Economics is the next-most convenient way to confuse and alienate the public about climate issues. By the fall of 2006, expect an outpouring of economic gloom and doom studies from experts at the usual Think Tanks matched perhaps by a few "can do" economic impact studies. And, expect a much confused print and broadcast media: offering up a "he-said", "she-said" dichotomy devoid of meaning.
And if "the dark science" debate does not do the job, Halloween will be the perfect time to scare people with the prospect of higher heating bills: carbon tax tooo scary; mandatory transportation efficiency tooo scary.
Economic debate and energy bill fear mongering do not mark the end of the progression. Like all good stories, there will be sub-plots with mysterious outcome. One such thread is the leadership effect of companies like Wal-Mart, GE, Intel, and BP. Business is capable of teaching government to lead in the right direction, at least, pointing out that conservation of resources drives green design and can benefit the economy.

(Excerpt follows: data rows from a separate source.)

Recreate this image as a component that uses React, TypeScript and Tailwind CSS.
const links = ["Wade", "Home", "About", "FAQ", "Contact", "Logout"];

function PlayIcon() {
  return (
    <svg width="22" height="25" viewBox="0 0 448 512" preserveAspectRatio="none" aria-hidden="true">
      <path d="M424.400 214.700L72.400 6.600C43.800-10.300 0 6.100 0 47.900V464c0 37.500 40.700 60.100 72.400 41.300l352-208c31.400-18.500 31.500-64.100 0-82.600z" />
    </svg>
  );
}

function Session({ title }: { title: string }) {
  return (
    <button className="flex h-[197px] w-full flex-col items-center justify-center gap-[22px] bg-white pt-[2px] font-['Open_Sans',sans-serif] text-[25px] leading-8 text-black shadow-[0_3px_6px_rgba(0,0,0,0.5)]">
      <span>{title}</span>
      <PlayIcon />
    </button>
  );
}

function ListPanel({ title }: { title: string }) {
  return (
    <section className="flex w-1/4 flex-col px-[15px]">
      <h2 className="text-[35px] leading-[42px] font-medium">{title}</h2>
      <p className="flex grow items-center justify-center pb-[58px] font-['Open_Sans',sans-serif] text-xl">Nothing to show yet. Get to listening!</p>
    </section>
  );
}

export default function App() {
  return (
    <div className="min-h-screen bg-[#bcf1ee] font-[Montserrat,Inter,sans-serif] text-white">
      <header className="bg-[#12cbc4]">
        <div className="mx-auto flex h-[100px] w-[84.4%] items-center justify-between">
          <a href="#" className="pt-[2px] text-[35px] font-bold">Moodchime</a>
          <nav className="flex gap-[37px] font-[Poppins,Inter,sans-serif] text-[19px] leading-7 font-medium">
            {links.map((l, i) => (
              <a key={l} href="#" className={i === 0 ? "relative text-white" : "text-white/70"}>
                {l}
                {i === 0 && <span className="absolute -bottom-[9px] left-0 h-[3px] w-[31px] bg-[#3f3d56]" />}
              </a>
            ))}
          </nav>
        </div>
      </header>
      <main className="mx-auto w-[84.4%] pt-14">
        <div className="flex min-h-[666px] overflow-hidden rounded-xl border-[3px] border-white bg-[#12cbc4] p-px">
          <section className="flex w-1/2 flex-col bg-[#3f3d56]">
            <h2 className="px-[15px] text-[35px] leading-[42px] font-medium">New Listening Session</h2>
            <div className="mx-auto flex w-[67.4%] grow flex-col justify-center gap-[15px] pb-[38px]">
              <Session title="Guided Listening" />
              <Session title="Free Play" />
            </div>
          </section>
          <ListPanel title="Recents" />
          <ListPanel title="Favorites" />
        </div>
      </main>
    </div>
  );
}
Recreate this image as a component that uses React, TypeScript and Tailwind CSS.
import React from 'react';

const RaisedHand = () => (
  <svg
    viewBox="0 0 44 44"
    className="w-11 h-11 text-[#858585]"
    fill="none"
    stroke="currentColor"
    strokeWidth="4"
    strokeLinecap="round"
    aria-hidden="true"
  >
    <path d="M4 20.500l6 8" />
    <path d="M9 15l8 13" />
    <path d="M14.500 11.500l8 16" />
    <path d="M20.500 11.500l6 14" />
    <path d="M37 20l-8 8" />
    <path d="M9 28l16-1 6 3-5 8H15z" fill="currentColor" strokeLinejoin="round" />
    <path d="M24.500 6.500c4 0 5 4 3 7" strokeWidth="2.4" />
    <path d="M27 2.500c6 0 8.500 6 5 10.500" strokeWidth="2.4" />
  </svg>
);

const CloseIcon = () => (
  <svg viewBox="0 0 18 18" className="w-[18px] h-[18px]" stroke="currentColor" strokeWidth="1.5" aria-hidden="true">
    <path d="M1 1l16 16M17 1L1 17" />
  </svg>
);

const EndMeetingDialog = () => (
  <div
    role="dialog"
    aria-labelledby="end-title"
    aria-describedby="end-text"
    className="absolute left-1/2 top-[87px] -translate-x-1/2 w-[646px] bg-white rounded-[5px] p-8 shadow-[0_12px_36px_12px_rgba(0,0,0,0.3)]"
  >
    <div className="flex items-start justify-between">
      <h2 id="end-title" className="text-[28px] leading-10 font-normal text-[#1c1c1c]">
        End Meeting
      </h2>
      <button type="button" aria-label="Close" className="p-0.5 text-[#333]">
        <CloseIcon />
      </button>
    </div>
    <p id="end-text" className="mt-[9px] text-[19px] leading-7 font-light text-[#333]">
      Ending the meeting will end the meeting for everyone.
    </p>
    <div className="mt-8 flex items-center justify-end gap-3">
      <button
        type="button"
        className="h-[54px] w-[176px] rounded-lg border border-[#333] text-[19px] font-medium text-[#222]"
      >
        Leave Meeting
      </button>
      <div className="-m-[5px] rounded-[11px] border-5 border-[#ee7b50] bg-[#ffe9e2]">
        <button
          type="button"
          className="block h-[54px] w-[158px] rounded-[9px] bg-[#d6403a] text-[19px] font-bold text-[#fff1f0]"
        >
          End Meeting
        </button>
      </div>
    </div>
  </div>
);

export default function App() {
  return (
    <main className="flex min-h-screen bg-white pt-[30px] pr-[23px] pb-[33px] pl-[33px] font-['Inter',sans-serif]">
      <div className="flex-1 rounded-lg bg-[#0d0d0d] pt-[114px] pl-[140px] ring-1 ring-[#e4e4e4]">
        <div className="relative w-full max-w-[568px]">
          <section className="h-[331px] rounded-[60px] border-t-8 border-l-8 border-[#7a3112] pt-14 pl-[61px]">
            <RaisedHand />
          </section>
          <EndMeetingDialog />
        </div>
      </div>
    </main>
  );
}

If global geopolitical conflicts continue to amplify, oil prices are predetermined to become increasingly volatile as well. The price signal (carbon tax- and regulatory-mandate driven economic impacts) will be masked by the global noise in oil price fluctuations. Economists are as incapable of adding precision to geopolitical variables as anyone else. At the end of the modeling run, then, it comes down to human instinct: the final driver of every tipping point. Economic modelling will be over-run by the noise of reality.